Task >>
Here is the task for the listing below: output exactly the lines from the one containing "Clone this screenshot" through the one containing "string[]; width: number;", and leave out the pictures.

Data for this exercise >>
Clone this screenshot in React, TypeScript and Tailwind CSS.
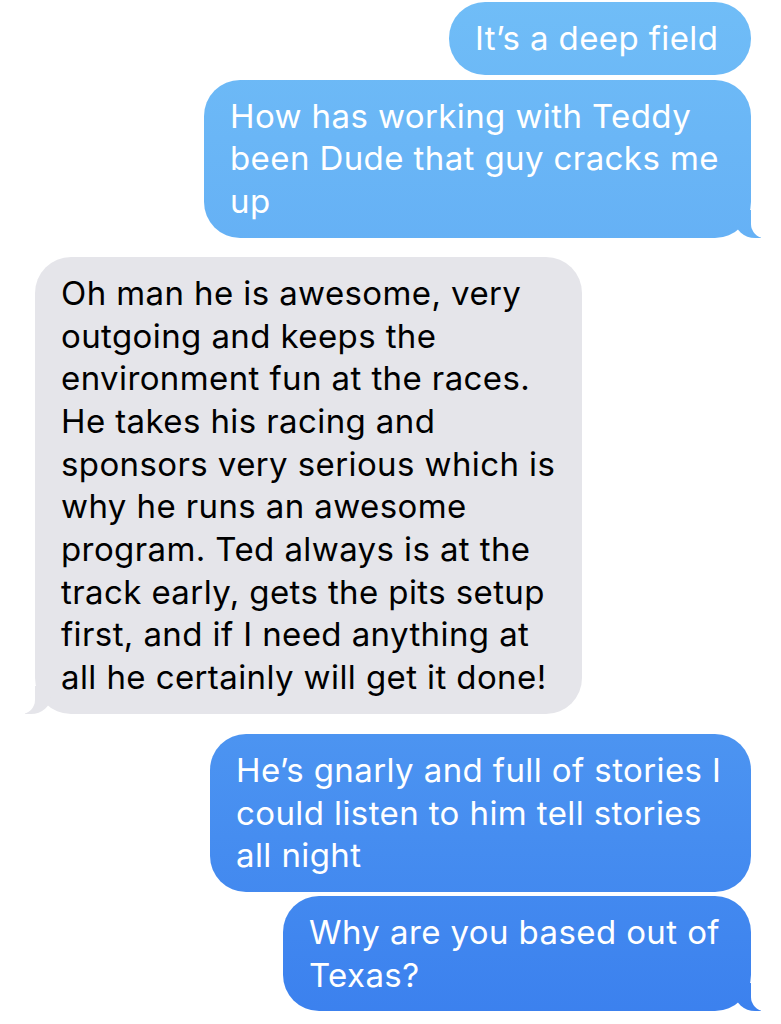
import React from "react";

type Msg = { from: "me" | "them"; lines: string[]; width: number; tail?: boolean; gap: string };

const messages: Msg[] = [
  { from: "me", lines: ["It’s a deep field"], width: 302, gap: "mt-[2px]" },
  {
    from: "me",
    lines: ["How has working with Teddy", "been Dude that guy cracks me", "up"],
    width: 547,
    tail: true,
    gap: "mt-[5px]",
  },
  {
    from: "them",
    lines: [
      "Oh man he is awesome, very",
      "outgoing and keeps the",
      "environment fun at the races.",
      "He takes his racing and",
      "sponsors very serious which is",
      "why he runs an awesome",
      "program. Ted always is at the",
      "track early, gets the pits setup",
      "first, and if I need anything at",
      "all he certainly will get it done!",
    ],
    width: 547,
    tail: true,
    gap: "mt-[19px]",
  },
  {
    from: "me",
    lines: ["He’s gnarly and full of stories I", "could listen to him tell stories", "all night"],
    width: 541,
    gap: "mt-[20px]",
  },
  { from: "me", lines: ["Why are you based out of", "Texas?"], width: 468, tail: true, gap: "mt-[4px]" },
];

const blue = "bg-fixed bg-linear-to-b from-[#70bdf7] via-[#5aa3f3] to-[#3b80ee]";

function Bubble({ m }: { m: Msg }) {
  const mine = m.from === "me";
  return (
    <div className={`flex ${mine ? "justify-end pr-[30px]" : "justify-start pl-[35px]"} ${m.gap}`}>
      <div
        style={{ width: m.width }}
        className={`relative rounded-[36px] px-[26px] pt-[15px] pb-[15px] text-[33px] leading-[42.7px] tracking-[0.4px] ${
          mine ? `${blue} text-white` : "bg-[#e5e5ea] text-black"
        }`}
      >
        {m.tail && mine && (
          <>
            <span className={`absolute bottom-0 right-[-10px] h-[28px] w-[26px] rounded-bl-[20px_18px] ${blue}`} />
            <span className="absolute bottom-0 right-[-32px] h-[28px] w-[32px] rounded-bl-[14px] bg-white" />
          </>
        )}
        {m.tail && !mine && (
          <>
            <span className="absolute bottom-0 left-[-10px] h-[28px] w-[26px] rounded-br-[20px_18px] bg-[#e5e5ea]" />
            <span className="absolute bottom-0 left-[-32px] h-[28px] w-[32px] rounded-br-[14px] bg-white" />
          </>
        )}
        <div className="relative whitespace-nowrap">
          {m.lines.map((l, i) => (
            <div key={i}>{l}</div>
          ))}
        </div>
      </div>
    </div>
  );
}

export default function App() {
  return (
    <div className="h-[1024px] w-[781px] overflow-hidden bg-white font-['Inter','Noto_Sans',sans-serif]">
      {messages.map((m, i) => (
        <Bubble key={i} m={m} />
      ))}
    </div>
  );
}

---

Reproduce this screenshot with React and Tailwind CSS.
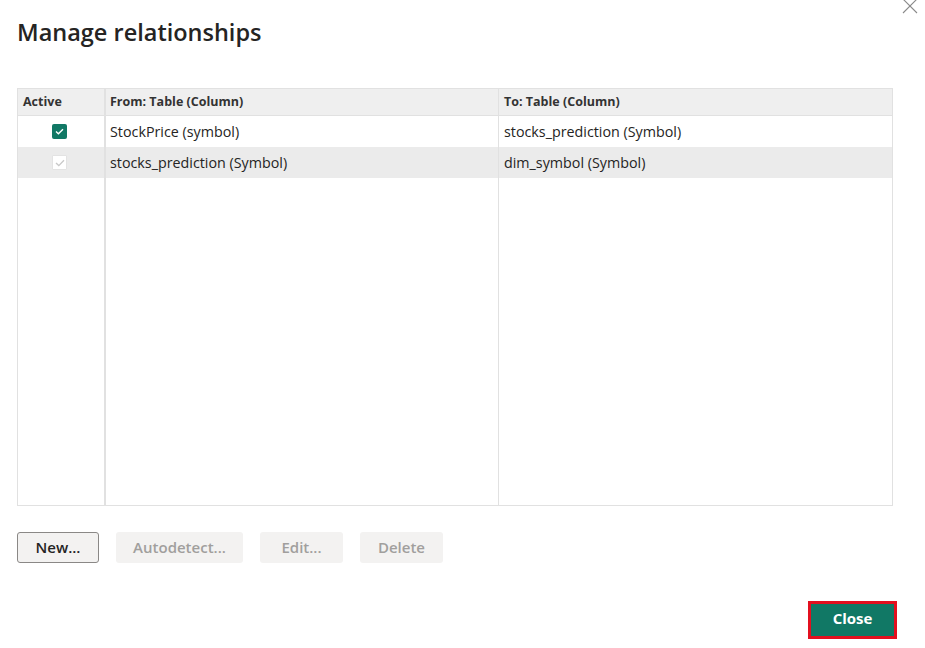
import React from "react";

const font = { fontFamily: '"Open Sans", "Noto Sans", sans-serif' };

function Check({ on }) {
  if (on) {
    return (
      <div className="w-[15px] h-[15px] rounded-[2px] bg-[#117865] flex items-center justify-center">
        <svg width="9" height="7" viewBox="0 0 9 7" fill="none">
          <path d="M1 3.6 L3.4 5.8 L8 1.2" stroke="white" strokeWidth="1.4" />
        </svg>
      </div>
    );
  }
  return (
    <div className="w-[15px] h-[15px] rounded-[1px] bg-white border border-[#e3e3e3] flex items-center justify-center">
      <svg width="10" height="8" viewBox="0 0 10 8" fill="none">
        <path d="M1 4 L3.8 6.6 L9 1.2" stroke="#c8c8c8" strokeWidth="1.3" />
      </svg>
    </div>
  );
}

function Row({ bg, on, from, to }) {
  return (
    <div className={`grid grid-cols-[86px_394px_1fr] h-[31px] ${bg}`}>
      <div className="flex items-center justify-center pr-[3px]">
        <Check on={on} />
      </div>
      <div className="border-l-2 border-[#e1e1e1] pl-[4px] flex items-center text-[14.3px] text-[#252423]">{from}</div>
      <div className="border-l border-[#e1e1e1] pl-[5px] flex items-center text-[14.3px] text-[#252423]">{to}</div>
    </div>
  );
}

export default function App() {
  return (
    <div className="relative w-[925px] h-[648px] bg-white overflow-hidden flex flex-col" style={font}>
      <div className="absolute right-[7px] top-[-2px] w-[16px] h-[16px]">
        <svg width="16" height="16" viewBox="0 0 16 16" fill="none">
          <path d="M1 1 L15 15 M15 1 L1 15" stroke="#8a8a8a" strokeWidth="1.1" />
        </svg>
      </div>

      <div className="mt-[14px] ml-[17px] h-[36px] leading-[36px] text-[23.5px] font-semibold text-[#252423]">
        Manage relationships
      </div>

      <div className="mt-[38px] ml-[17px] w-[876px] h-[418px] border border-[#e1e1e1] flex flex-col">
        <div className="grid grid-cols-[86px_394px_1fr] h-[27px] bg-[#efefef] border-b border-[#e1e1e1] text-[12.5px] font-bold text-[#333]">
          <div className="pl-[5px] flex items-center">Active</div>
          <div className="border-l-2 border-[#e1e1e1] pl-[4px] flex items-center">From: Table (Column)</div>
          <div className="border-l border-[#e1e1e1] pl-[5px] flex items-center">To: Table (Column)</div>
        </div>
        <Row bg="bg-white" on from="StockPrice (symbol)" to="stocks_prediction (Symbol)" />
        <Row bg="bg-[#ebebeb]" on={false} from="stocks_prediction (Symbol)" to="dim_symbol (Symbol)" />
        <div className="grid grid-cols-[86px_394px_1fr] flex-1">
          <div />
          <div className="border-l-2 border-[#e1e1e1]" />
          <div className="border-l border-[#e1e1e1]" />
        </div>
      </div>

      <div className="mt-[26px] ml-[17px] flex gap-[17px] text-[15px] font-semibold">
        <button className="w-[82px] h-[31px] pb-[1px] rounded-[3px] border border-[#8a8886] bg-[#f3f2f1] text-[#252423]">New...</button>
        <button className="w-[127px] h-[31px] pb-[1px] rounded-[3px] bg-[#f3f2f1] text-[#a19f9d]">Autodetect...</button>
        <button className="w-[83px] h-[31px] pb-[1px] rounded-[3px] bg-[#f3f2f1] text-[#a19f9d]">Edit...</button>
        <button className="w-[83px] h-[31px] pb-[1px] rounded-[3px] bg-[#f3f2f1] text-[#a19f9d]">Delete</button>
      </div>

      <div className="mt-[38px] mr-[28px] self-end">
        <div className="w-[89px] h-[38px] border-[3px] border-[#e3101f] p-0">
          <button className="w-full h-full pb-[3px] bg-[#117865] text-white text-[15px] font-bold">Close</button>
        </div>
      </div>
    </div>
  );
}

Worked answer >>
Clone this screenshot in React, TypeScript and Tailwind CSS.
import React from "react";

type Msg = { from: "me" | "them"; lines: string[]; width: number; tail?: boolean; gap: string };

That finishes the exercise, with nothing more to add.